My Fracino would rapidly lose steam pressure if the tank got empty and would make a similar whine but you'd see the change in milk movement until it just stopped. It does sound like the milk is getting really hot though too.


----------



## MonkeyHarris

petebetros said:


> Can you take a video where we can see the milk?
> 
> My Fracino would rapidly lose steam pressure if the tank got empty and would make a similar whine but you'd see the change in milk movement until it just stopped. It does sound like the milk is getting really hot though too.
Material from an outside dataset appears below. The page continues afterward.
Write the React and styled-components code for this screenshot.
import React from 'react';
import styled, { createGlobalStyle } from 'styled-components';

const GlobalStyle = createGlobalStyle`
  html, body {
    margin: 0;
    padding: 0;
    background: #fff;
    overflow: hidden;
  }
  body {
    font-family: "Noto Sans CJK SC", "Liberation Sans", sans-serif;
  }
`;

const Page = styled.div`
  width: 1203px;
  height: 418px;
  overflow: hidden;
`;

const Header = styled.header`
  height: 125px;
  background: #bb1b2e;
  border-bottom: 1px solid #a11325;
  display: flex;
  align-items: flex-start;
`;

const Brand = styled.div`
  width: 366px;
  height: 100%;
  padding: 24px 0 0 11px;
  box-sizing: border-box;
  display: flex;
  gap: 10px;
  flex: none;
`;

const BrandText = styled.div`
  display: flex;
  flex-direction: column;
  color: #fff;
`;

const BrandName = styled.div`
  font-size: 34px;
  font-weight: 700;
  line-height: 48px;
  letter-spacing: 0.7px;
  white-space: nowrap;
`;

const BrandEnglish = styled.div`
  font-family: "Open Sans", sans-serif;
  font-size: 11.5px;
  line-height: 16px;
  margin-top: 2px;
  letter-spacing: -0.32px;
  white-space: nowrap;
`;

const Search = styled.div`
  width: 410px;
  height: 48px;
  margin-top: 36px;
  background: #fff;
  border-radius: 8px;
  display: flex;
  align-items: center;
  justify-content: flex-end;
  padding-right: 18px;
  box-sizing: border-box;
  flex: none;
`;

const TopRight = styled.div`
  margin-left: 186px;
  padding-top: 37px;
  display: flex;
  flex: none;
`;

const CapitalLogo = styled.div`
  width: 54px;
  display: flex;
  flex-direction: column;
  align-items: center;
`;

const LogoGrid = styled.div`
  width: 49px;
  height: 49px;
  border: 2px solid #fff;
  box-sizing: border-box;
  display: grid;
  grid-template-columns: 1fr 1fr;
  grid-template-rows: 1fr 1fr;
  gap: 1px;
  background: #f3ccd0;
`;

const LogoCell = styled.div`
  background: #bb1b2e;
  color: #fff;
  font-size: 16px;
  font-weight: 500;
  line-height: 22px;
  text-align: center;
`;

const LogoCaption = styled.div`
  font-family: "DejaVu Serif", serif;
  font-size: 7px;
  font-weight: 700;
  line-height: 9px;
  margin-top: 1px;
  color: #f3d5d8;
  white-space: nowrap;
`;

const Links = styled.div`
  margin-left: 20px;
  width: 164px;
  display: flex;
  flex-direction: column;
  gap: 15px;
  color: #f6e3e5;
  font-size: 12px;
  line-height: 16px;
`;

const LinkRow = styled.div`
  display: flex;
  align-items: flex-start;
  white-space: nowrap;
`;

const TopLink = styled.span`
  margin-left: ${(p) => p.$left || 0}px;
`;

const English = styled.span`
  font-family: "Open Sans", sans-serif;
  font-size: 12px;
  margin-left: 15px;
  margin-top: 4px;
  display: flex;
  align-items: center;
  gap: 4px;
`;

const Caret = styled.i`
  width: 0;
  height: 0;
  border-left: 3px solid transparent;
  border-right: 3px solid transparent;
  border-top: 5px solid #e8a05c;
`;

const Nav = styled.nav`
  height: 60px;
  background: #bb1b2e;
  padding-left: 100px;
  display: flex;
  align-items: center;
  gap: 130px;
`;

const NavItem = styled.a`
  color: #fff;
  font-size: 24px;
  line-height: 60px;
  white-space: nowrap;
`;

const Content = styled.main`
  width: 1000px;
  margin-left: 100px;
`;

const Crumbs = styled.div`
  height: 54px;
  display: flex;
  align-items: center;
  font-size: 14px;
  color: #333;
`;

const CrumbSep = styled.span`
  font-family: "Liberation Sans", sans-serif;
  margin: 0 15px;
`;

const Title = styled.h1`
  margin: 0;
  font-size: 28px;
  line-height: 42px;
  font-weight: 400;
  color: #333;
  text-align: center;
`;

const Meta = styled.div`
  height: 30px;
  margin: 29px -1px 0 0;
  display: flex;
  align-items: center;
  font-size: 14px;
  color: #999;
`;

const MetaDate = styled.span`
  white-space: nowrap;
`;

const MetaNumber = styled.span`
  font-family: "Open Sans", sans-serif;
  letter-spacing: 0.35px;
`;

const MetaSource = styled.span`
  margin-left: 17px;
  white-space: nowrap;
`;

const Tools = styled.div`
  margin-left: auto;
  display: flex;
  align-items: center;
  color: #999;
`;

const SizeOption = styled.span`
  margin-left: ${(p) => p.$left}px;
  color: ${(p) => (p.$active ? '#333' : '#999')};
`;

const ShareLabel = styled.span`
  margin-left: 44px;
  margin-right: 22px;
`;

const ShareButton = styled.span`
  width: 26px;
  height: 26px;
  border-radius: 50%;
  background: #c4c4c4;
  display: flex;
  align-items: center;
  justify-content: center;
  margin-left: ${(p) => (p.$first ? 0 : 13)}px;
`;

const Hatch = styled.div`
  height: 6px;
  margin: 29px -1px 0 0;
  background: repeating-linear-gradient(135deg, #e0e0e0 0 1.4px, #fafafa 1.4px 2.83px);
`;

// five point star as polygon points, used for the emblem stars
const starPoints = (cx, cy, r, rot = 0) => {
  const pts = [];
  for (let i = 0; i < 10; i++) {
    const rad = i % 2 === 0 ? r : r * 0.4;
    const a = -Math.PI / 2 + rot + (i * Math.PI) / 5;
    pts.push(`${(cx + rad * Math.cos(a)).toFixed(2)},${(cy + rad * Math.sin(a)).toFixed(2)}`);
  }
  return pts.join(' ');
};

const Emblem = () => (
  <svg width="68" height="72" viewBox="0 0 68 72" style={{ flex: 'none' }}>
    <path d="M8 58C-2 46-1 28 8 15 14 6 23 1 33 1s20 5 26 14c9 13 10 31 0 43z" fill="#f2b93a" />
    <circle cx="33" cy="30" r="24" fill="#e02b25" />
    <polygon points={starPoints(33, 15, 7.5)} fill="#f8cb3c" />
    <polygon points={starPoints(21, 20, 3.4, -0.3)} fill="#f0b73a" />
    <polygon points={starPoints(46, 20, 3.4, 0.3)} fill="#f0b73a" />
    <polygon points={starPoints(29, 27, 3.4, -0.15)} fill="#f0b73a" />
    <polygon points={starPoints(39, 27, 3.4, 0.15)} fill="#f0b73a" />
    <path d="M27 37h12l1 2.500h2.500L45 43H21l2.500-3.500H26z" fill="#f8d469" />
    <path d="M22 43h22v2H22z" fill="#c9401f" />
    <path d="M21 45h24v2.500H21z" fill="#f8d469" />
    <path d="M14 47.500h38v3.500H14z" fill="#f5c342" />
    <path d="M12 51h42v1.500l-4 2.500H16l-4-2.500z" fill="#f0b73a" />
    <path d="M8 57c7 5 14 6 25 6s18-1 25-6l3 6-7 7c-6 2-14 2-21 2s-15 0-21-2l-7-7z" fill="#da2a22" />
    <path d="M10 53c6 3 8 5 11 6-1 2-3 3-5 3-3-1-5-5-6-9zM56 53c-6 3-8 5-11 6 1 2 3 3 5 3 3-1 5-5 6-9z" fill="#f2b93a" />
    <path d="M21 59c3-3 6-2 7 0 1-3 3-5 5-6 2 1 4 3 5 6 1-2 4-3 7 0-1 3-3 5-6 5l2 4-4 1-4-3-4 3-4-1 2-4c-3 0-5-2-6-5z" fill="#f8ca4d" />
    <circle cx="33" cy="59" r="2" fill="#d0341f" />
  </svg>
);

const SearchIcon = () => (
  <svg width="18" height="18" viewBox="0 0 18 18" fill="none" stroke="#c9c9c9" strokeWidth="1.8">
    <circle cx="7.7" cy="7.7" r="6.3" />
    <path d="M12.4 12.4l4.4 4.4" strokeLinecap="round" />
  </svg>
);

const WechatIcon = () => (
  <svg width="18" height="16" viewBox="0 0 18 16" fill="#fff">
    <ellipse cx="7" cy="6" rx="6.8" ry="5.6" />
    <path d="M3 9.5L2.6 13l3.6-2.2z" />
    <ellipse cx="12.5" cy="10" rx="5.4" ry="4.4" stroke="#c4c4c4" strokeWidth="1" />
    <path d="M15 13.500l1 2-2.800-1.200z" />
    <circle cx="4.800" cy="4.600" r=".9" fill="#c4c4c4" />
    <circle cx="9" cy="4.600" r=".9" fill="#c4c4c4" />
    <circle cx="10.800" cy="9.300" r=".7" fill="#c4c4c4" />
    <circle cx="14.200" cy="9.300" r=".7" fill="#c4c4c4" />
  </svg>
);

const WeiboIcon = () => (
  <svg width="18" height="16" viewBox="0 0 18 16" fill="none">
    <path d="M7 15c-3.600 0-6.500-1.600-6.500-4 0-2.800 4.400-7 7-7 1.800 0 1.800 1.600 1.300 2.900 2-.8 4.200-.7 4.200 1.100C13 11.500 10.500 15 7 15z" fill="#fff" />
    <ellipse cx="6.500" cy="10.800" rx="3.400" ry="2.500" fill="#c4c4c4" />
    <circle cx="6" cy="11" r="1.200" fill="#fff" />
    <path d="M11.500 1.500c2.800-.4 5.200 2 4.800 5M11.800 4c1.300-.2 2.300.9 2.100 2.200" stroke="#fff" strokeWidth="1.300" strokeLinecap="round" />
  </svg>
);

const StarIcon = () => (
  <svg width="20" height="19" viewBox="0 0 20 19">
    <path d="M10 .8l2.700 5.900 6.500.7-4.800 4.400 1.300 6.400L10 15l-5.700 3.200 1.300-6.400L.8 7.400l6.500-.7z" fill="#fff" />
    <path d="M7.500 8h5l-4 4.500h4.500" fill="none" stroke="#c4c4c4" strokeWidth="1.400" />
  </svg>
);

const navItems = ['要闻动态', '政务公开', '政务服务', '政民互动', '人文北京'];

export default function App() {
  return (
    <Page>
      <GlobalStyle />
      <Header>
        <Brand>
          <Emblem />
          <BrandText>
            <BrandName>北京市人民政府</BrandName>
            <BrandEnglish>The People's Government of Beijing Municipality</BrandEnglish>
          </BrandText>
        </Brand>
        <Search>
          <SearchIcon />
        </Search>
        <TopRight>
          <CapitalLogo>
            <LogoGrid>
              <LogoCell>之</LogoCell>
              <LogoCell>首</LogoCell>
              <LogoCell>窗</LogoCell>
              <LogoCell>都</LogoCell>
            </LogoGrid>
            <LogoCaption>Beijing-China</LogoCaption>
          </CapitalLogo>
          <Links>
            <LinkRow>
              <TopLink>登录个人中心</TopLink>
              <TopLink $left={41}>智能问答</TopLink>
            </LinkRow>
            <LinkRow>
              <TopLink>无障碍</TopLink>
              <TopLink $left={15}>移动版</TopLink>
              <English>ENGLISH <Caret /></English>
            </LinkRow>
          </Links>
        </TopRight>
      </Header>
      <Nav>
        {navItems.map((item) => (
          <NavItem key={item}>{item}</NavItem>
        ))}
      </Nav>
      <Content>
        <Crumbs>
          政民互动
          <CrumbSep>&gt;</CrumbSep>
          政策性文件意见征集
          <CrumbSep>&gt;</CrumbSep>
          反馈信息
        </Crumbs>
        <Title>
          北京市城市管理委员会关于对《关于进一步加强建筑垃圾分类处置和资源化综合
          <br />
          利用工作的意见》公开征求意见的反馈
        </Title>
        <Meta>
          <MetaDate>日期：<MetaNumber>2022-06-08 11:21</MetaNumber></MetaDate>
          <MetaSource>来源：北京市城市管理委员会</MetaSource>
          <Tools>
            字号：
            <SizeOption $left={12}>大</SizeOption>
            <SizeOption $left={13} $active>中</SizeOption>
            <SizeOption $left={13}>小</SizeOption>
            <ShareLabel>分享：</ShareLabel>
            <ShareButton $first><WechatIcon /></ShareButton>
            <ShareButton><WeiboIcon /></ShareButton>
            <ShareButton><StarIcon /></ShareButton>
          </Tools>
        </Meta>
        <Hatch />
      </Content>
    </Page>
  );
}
 Sure I'll do that tomorrow. I can assure you it's not getting hot. The hissing is just air not steam. When it first happend I thought I'd over cooked it but then I felt the side of the pitcher and it was luke warm.


----------



## MonkeyHarris

itguy said:


> I have my box right here - dimensions of the outer box are:
> 
> 59x41x61cm


 thanks very much....Cardboard box hunt begins. Wife actually tried to throw the rest of it out tonight, lol!


----------



## MonkeyHarris

itguy said:


> Could it be the no-burn insert inside the steam wand that is causing the problem? I seem to remember on my Expobar Dual Boiler I had a while ago that the no-burn Teflon tube inside the steam wand really slowed down the steaming. Worth taking the tube out to see if it makes a notable difference perhaps?


 I guess it's possible but when I purge it seems absolutely fine.If it gets to the point of removing stuff I think I'll let BB do it as I don't want to void my warranty.


----------



## DavecUK

MonkeyHarris said:


> Sure I'll do that tomorrow. I can assure you it's not getting hot. The hissing is just air not steam. When it first happend I thought I'd over cooked it but then I felt the side of the pitcher and it was luke warm.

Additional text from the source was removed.